>> Start Excerpted records

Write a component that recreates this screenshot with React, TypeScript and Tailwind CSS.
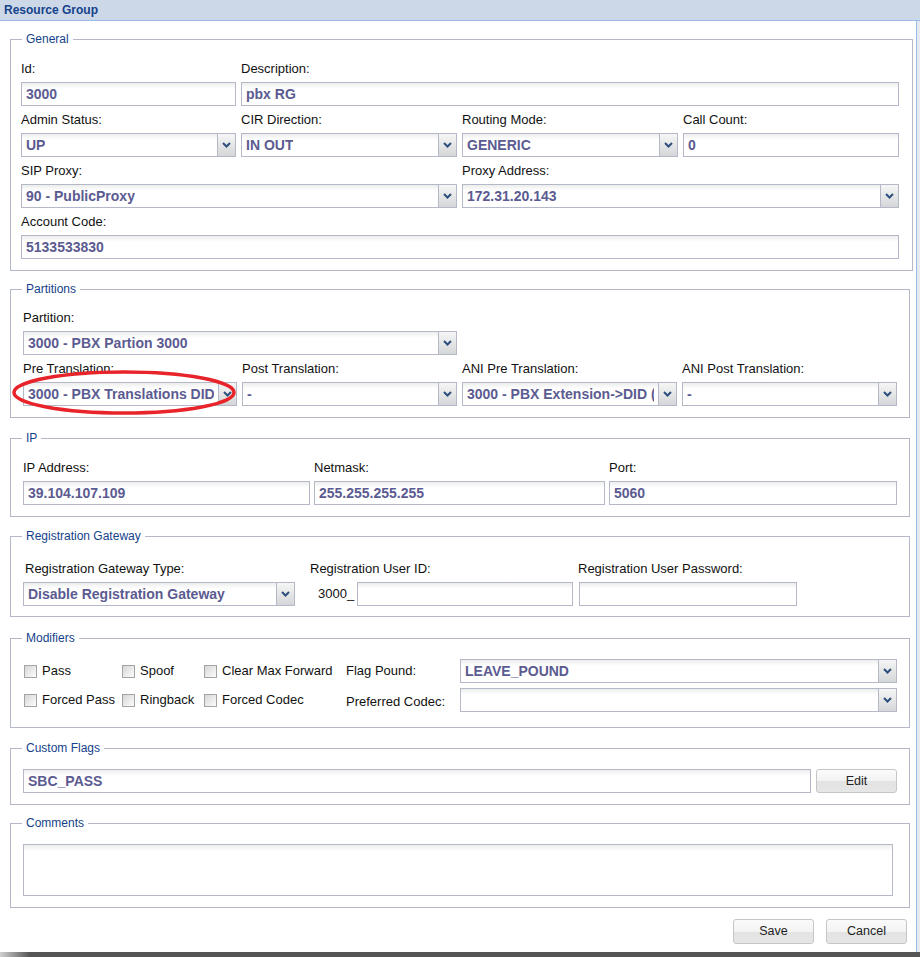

>> End Excerpted records
>> Start Excerpted records

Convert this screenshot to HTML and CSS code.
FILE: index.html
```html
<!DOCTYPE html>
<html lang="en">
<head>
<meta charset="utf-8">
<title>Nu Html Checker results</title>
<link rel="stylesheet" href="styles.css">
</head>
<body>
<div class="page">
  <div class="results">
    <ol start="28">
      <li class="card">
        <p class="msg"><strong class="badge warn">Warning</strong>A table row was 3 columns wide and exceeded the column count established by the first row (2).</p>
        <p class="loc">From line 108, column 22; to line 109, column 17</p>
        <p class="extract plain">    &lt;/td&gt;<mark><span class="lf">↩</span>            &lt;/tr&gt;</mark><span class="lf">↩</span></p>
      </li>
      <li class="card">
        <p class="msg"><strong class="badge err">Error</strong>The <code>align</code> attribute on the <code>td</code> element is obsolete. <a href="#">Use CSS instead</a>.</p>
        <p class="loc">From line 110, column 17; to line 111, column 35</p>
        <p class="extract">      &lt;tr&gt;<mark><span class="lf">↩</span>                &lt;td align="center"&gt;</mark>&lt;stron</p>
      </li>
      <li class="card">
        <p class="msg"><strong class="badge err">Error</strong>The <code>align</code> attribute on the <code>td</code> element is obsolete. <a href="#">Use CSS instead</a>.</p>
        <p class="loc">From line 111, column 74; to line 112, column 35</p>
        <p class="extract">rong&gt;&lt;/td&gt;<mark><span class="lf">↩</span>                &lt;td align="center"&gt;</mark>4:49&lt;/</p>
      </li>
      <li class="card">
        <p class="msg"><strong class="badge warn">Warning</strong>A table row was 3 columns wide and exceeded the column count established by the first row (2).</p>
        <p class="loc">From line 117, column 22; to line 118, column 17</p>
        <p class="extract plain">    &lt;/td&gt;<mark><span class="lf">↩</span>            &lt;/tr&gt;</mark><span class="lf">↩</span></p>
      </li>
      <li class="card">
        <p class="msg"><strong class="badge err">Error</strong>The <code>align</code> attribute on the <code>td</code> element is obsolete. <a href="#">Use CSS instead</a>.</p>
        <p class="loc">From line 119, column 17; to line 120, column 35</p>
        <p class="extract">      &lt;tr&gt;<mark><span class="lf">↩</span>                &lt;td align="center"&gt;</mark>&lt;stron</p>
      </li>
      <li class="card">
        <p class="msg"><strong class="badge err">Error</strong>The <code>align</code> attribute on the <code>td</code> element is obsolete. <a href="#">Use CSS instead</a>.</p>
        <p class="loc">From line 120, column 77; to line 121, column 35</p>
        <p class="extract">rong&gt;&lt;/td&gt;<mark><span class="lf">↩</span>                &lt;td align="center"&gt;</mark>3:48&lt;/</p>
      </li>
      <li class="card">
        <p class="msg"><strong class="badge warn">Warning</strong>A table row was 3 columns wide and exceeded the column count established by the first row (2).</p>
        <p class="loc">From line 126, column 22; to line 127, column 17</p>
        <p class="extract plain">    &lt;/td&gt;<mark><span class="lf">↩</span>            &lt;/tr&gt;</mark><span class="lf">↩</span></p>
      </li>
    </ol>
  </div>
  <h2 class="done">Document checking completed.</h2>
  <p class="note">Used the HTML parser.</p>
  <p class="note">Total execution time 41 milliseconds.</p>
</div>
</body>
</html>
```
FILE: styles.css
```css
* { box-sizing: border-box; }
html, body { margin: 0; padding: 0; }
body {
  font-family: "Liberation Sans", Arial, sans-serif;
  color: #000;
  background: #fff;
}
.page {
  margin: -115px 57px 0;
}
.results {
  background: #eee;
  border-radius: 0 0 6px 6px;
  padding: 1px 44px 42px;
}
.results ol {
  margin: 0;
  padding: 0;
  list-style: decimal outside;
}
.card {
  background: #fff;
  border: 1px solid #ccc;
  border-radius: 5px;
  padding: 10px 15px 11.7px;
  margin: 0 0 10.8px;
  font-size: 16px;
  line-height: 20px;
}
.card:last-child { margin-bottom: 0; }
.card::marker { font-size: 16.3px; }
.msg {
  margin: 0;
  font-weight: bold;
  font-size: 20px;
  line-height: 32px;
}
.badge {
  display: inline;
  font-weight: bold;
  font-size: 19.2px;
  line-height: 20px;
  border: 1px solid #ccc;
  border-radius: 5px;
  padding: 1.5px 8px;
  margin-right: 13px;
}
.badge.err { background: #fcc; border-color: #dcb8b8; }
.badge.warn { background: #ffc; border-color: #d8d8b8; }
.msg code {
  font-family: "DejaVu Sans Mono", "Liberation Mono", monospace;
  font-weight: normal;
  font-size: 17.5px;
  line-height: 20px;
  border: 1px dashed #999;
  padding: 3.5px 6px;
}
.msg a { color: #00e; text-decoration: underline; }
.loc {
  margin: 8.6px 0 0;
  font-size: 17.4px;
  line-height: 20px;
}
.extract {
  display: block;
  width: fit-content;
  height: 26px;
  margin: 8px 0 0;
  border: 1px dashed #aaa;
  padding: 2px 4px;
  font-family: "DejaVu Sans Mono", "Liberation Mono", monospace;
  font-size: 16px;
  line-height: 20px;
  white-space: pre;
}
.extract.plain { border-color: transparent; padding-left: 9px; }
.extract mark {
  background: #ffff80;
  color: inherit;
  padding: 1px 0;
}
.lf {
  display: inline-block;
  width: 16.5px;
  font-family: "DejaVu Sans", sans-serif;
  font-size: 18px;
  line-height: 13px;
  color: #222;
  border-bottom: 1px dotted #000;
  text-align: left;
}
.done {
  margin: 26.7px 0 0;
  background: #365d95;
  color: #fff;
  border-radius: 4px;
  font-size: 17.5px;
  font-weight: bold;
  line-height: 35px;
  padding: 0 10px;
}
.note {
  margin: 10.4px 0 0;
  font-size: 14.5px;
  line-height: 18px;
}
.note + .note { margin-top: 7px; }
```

>> End Excerpted records
>> Start Excerpted records

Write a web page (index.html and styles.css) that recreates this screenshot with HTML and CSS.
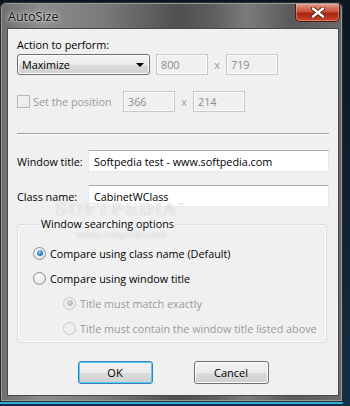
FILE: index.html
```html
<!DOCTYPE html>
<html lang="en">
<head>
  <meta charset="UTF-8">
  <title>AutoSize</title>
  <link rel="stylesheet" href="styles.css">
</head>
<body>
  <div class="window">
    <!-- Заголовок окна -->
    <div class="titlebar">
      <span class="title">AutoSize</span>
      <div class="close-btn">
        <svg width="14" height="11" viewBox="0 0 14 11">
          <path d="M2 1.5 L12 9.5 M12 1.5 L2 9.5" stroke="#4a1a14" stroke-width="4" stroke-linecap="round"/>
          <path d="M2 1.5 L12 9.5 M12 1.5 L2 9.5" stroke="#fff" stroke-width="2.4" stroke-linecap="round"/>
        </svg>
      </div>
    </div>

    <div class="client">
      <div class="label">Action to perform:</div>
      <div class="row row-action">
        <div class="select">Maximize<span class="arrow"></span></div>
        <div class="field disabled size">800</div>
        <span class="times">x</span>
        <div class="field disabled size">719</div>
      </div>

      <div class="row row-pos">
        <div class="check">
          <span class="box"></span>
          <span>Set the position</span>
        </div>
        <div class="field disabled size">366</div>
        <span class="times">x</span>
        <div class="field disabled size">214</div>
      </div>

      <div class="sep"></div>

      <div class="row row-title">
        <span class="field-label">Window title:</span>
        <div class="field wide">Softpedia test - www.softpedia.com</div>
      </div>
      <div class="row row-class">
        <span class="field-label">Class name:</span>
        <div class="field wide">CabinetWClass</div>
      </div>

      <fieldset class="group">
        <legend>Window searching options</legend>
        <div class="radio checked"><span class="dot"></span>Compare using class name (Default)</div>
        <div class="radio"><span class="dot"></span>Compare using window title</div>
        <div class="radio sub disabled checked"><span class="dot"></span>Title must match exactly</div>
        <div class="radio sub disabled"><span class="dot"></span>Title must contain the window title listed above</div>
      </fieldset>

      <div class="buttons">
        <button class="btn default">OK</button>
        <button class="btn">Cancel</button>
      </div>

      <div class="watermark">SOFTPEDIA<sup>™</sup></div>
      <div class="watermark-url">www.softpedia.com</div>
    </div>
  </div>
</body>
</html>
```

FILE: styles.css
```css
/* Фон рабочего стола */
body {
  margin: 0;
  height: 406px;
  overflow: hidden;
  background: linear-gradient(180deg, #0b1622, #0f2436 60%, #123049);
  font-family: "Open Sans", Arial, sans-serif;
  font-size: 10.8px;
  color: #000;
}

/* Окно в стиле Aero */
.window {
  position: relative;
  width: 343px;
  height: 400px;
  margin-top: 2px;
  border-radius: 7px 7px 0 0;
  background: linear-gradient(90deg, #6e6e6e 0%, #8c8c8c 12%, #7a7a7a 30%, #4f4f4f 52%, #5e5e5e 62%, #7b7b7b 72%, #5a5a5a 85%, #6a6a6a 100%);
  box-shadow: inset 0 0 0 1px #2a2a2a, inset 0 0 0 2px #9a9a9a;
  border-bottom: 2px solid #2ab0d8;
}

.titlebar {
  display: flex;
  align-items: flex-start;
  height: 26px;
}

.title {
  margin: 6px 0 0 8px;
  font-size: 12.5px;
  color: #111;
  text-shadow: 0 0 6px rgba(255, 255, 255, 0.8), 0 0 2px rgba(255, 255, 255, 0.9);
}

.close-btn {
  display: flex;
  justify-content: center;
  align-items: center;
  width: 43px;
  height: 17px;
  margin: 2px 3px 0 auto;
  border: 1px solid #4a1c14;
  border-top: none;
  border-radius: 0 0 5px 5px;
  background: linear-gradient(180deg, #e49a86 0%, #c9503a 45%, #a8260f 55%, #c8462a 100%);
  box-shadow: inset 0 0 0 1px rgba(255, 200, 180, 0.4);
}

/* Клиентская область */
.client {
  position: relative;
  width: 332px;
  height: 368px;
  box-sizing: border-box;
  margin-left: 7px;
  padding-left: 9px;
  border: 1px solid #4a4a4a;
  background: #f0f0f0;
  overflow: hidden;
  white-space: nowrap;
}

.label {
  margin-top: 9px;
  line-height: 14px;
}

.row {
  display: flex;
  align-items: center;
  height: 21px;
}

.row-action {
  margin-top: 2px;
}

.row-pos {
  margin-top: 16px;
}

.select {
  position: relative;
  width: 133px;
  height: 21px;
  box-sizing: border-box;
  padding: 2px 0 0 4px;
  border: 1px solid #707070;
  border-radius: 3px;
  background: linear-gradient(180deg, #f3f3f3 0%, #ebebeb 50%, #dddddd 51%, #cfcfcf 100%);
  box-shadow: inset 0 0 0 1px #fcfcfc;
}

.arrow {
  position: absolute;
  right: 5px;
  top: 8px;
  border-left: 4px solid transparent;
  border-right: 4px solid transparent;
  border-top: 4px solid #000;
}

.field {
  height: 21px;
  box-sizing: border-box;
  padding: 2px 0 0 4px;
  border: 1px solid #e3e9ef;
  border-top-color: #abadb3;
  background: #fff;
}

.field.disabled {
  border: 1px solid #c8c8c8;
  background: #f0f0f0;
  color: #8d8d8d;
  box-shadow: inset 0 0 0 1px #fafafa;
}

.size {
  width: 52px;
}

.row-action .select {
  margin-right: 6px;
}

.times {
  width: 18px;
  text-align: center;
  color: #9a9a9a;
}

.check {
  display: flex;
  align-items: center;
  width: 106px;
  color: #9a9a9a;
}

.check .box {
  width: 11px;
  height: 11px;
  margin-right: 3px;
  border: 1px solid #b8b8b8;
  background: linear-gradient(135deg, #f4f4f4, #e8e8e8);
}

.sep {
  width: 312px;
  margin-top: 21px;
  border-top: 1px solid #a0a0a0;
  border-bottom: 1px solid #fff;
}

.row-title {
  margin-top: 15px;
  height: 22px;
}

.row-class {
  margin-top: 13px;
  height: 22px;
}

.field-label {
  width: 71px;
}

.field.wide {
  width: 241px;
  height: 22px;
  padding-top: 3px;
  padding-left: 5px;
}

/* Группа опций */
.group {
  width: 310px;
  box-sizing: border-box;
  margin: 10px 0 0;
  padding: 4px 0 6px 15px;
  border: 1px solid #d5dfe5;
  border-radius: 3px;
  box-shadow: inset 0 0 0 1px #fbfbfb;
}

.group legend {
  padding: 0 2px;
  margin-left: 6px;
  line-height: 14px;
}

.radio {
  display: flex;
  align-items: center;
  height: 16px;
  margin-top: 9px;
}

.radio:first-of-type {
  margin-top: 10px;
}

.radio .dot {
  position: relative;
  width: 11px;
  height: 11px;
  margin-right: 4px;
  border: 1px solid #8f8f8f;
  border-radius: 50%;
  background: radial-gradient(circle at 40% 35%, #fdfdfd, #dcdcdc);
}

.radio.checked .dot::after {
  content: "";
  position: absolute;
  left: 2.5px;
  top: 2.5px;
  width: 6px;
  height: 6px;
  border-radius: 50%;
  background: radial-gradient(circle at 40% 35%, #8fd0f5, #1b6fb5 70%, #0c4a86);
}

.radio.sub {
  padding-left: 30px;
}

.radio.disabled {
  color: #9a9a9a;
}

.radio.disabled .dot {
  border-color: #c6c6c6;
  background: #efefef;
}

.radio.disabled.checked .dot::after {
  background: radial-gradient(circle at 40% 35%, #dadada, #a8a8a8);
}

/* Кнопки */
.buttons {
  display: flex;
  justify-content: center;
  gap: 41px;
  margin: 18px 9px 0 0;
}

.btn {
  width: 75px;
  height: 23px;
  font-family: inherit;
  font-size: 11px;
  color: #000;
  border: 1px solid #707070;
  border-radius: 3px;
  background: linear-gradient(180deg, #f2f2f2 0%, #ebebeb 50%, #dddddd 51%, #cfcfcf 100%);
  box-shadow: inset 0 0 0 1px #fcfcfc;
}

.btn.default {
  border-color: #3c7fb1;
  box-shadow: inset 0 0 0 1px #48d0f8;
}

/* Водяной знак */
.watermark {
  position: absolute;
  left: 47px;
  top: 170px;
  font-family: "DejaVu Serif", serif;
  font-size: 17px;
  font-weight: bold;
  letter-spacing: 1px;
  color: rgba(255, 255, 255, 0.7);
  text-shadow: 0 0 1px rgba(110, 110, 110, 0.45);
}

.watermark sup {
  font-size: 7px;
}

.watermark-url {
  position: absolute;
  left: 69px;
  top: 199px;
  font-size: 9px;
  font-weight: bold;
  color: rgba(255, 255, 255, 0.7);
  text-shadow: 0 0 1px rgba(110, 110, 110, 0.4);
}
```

>> End Excerpted records

## Instructions for the task
Show the lines of the records that include the string "recreates".

## Answer for this exercise
Write a component that recreates this screenshot with React, TypeScript and Tailwind CSS.
Write a web page (index.html and styles.css) that recreates this screenshot with HTML and CSS.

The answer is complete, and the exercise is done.